• [MATERIAL PROVIDED]

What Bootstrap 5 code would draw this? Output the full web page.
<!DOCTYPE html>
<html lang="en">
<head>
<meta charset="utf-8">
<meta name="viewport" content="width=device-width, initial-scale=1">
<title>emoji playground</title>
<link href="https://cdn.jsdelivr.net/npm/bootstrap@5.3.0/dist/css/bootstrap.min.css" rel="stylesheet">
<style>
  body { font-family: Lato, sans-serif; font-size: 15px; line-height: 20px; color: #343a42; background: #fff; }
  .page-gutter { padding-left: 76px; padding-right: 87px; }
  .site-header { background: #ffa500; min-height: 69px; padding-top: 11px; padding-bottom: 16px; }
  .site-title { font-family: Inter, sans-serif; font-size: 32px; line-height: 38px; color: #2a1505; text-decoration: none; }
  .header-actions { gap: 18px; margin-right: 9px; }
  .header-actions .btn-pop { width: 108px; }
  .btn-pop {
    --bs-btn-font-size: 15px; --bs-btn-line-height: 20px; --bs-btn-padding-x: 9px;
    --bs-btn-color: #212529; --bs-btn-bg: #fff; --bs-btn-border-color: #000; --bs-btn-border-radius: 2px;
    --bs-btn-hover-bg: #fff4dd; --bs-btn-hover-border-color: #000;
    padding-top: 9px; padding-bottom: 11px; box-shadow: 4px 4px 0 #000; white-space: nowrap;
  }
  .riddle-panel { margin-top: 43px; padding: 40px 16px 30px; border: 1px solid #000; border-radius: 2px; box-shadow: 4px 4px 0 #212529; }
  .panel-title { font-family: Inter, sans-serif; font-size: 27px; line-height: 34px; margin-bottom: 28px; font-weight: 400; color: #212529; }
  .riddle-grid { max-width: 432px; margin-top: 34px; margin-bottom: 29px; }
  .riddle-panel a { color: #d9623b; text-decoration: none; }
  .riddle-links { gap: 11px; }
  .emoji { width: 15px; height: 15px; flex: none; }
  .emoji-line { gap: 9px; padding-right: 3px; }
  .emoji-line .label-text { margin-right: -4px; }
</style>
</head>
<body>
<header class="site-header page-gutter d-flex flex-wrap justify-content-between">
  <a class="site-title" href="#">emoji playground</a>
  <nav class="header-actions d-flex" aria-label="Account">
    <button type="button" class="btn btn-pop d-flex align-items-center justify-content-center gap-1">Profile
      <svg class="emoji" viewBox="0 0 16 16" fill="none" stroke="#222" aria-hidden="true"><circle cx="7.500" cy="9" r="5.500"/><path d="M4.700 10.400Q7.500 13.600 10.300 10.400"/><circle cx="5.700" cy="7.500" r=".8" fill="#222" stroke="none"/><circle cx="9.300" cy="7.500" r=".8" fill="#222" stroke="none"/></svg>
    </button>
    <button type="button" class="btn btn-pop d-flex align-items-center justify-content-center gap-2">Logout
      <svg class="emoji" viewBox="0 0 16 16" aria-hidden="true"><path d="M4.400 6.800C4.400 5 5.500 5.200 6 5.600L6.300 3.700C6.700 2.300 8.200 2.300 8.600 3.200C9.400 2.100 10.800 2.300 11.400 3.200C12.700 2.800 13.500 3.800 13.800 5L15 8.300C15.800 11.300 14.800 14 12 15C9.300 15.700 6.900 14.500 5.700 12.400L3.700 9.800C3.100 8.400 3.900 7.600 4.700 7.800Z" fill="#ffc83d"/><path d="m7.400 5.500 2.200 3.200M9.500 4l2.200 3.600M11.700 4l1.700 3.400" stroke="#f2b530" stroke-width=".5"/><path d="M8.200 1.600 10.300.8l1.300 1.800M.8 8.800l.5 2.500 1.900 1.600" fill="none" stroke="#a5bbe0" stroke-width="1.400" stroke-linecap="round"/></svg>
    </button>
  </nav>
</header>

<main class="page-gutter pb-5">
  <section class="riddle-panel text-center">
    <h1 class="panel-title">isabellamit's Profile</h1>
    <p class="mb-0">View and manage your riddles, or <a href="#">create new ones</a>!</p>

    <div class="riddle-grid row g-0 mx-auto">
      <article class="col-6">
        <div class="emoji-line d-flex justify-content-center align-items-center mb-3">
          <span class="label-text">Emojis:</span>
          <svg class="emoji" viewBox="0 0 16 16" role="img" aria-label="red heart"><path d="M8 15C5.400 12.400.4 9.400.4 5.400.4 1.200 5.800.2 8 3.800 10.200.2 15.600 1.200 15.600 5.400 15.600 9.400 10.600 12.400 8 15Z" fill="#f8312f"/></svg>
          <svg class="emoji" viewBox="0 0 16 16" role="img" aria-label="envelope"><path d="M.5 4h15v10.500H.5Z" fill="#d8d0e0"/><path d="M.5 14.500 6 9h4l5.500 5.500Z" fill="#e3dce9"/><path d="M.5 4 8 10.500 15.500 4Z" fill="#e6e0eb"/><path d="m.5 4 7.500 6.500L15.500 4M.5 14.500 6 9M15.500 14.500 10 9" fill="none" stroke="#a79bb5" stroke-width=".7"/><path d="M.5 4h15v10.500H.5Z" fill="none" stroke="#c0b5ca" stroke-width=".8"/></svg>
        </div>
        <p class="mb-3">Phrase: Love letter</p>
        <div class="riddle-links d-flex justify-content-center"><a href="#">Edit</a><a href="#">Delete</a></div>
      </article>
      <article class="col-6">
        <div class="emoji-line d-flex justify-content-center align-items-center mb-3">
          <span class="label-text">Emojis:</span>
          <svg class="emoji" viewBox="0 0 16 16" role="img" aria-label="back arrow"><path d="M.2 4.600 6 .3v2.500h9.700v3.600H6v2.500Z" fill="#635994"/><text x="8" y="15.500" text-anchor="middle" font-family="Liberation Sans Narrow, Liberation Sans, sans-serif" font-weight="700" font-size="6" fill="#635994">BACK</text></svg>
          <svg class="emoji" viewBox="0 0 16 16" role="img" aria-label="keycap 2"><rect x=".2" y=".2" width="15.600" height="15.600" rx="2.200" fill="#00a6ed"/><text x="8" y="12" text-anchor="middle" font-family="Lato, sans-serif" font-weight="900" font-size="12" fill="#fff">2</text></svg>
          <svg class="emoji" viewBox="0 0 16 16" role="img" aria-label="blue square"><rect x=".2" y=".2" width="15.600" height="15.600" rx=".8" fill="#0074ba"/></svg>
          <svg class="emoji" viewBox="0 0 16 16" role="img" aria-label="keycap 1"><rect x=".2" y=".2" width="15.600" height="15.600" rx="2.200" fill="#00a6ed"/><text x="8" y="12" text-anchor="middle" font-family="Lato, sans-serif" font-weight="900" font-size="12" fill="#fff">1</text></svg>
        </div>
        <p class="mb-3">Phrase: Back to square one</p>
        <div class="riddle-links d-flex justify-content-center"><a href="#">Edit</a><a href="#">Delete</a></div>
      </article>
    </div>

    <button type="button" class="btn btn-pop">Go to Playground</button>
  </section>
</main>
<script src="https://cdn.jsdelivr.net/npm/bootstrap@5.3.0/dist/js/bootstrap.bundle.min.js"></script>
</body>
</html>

==

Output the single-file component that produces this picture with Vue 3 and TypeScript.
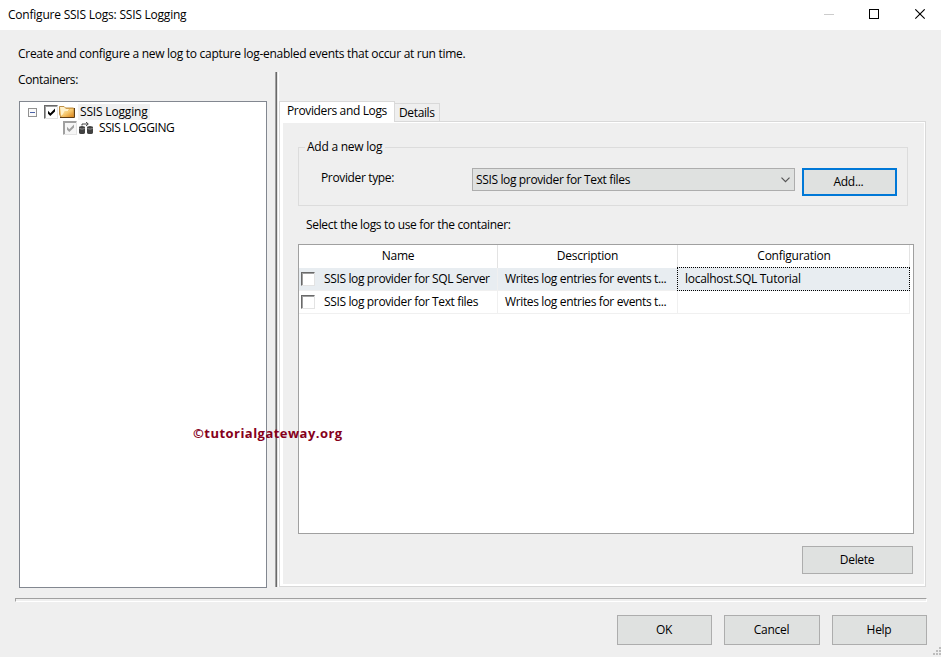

• [EXERCISE INSTRUCTIONS] Across the data above, how many lines include the word "Output"? Give only the count.

• [TASK SOLUTION] 2